In Apocalypse Now (Coppola, 1979) we are introduced to some of these devices, such as the montage and multiple exposures allowing Coppola to build up multiple layers of meaning. Keeping Willard’s face in the frame with the action of the burning jungle behind creates a link between Willard and the jungle. Willard is also linked to the jungle scene with smoke. At the beginning of the clip we see yellow smoke billowing up and while the forest burns the image of Willard smoking is also in the frame. The audience could translate the images as a flashback, something Willard has experienced in the past. However, whilst the use of double exposures and dissolves in this clip may seem innovative and new, Metz pointed out that the spectator cannot ‘clarify the plot of a film unless the spectator has already seen other films in which dissolves and double exposures were used intelligibly’ (1974, p.41). He used the term trace, as traces are left with the audiences of technical practices and imagery used in earlier films.
Jacques Derrida developed the theory of ‘trace’ into the post structualist term ‘graft’. Concerned with the idea that a signifier could create multiple signs, that the ‘signifier of the signifier describes (…) the movement of language’ (1976, p.7). He also believed that they could be altered according to their context. In the clip the audience is bombarded with the image and sound of the helicopter, even the blades of the ceiling fan recall the blades of the helicopter gunship, ‘the singular icon of the Vietnam War’ (2006, p.63). To understand the significance of the helicopter in this clip, the audience needs to place it in its historical context. The use of the helicopter for combat was a relatively new technology and was heavily deployed in Vietnam. Media coverage of the Vietnam War was highly televised. With this in mind it is not difficult to see why the helicopter became synonymous with the image of the Vietnam War. An audience watching Apocalypse Now would have seen the images of the war, and that would have informed their reading of the film, but the interpretation changes with the audience. An individual’s experience would influence their interpretation. For example, a Vietnam veteran would see the depiction of the napalming, in the clip, very differently than a peace protester. Interpretation also changes over time and this serves to illustrate Derridas’ idea that meaning is not fixed. Due to the clip’s place in popular culture it is possible people could come to associate the sound of the helicopter with the film, or the song ‘The End’ (Morrison, 1967, track 11) re-mixed and re-released with the film.

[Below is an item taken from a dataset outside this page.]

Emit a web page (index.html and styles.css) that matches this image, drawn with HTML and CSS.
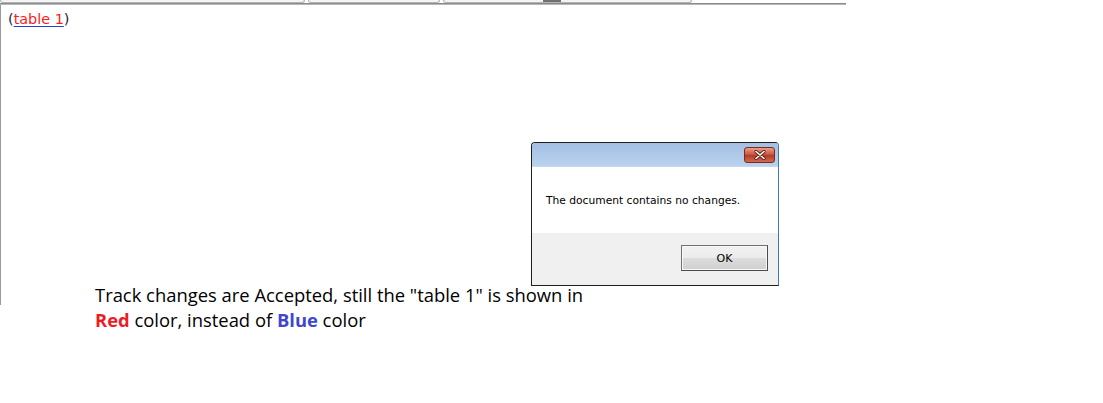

The chosen clip could be seen as an example of a ‘new richly metaphoric language of war’ (Westwell, 2006, p.63) in which established codes and conventions were altered to reflect the experiences of the individual Vietnam veteran. The close up requires the audience to empathise with Willard, but so does the position of his face. Having the face upside down draws the audience’s focus to Willard’s eyes. Turning Willard’s face upside down has a dizzying effect so as to mirror his psychological disorientation. A closer reading of the film could reflect the psychological state of Willard. As the camera pans across the burning tree line the silhouette of the trees fall across Willard’s face as if to represents bars, Willard imprisoned in his hallucinatory state. Overall the clip seems to suggest that images can no longer be placed in the ‘clear structure of the World War II combat movie’ and could represent ‘anxiety about the war’s legacy and by the expedient the Vietnam War is thoroughly psychologised’ (Westwell, 2006, p.64).
In the Le Plaisir du Texte (1975) Barthes described the text of ‘Jouissance’ as a text in which the author’s intentions were imposed on the reader. Metz gives an example of the close up to illustrate this. The close up ‘is one of the main ways in which an object is transformed into a sign ‘by selectively representing one part of the object, thereby choosing the meaning one wants to give it’ (1975, p.195). Coppola’s use of ‘The End’ (Morrison, 1967, track 11) by The Doors could be seen as an attempt to influence the audiences attention, juxtaposing the songs lyrics ‘I’ll never look into your eyes again’ as Willard’s face appears in the frame. However, Barthes also stated, that signs are ’motivated by the concepts which they represent, while not yet, by a long way, covering the sum of its possibilities of representation’ (1957, p.127), that the choice of interpretation lies with the audience, regardless of the filmmaker’s intention.
In conclusion, the director’s attempt to influence an audiences reading is made difficult by multiple interpretations of the audience, depending on their historical context and the audiences understanding of technical devices. In the clip we are introduced to technical devices that may seem innovative, but their use and meaning have been established in earlier films. It is through the use of the formal elements as standard practice that audiences and filmmakers alike build up a language of film. But as popular semiotic meaning is created through repeated use, so to can it alter.